A more formal type of on-the-job mentoring involves seasoned professionals linked with younger workers. Experienced professionals who are assigned to “show the ropes” to younger employees serve a valuable purpose. Specifically, they alert eager and ambitious protégés to the reality of what it takes to succeed in the corporate world. Their tutelage typically covers such matters as playing smart office politics, demonstrating a good work ethic, building a reputation for excellence, choosing the right career path, and preparing for promotional opportunities. For example, a junior software engineer is matched with a senior SE in a large corporation offering numerous career paths. Through regular contact, the senior engineer evaluates the younger protégé’s progress, offers suggestions for performance improvement, and helps him avoid the workplace pitfalls that await unsuspecting employees.
In addition, the senior member of the mentoring team can sponsor the protégé’s membership in professional societies, introduce him to other “movers and shakers” within the industry, and write letters of reference when it’s time to make a career move.
Workplace mentors are valuable for other reasons. Depending on how close they are to their protégés, they can serve as a “sounding board” when their younger counterparts need to vent job-related frustrations. Furthermore, they can prod them on when they feel discouraged and help them make a “reality check” when workplace situations seem confusing or overwhelming.
As discussed, many persons can serve in a mentoring role. Often mentors and protégés gravitate toward one another. For instance, an exceptional student is drawn to a distinguished professor who admires her drive and potential, and who is willing to offer mentoring guidance throughout the student’s academic career. Who do you greatly admire and wish to emulate to some degree in terms of academic achievement, intellectual prowess, and career success? These are the kinds of individuals to link yourself with in terms of informal and formal mentoring.
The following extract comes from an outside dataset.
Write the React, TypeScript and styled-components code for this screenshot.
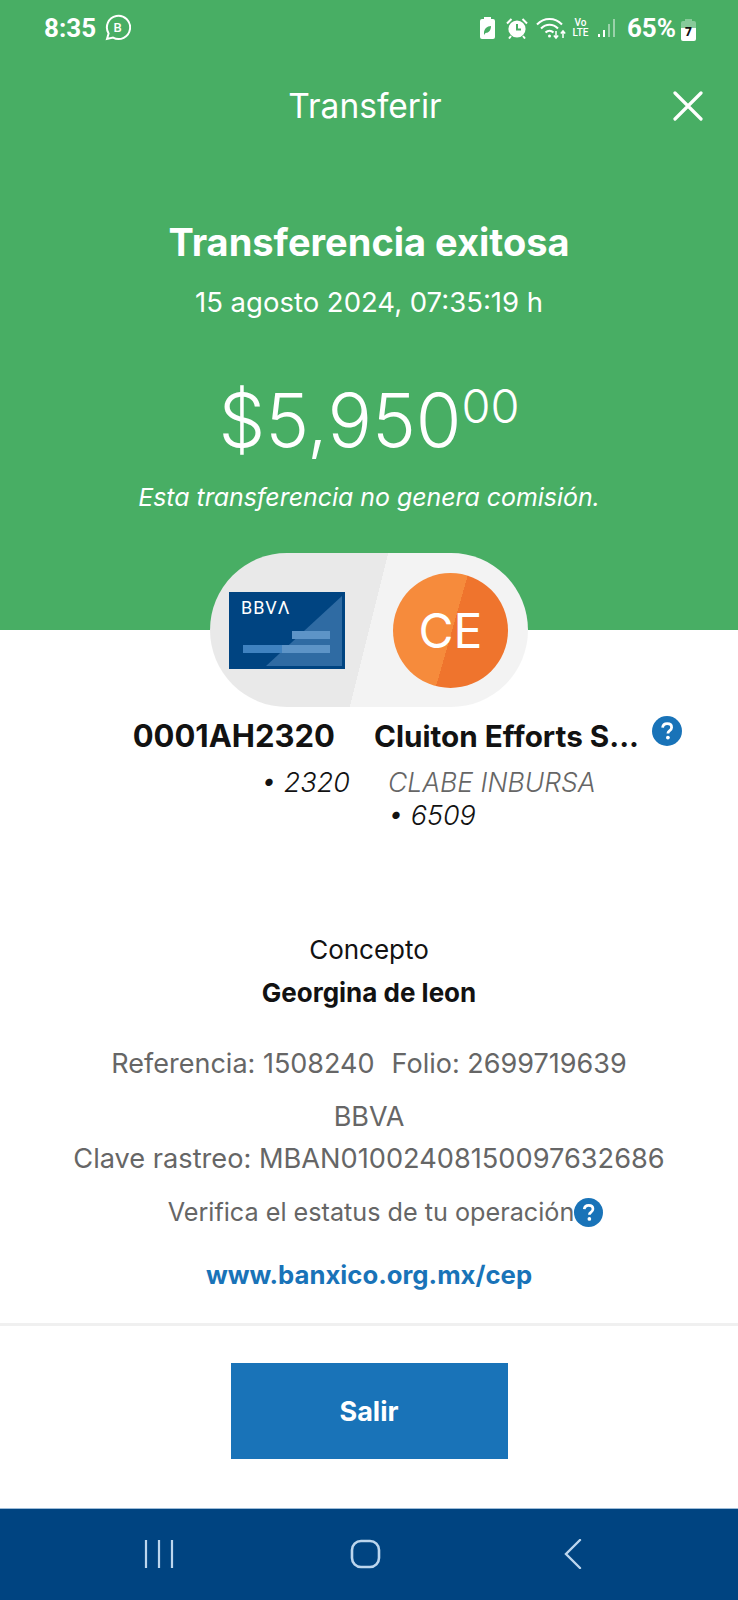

There can be overlapping mentoring relationships. For instance, your direct superior on the job might move into some other department or division of the organization and still take an active interest in your career progress. The mentoring relationship may become more informal than formal, but be just as valuable in providing career guidance—even as a new boss “takes you under her wings” and guides your advancement within the organization.
When selecting a beneficial mentor, it is important to be patient and focused. Finding a good mentor is like finding a good spouse. It is a long-term proposition, not one to be rushed into. Take your time to identify someone who has been there, done that, and has the T-shirt to prove it.
The key ingredients for development of effective mentoring are both parties understanding each other’s expectations of the relationship, open communication, understanding professional and personal goals, and devoting ‘quality time’ to the relationship.
You should know what you want professionally. Learn how to network and collaborate with other IT professionals and mentors. Understand what a mentorship program entails. When seeking a good mentor, make sure he/she is the right mentor for you. And never give up—mentorship is a relationship that takes time to develop.
The best mentors were themselves mentored. They understand the importance of “giving back” to those who are literally or figuratively following in their footsteps. As you advance in your chosen field, it’s important to be willing to share insight, advice, and guidance with younger professionals who are preparing to launch their careers. In the same way others have inspired you to achieve great things, be prepared to serve in a mentoring role for others who emulate your success and professional stature.
Calvin Bruce, an Atlanta-based freelancer, has 20 years of recruitment experience, including Information Technology. He has published articles on career management for numerous professional publications such as Minority Engineer, Careers and the Engineer, and Journal of the National Technical Association.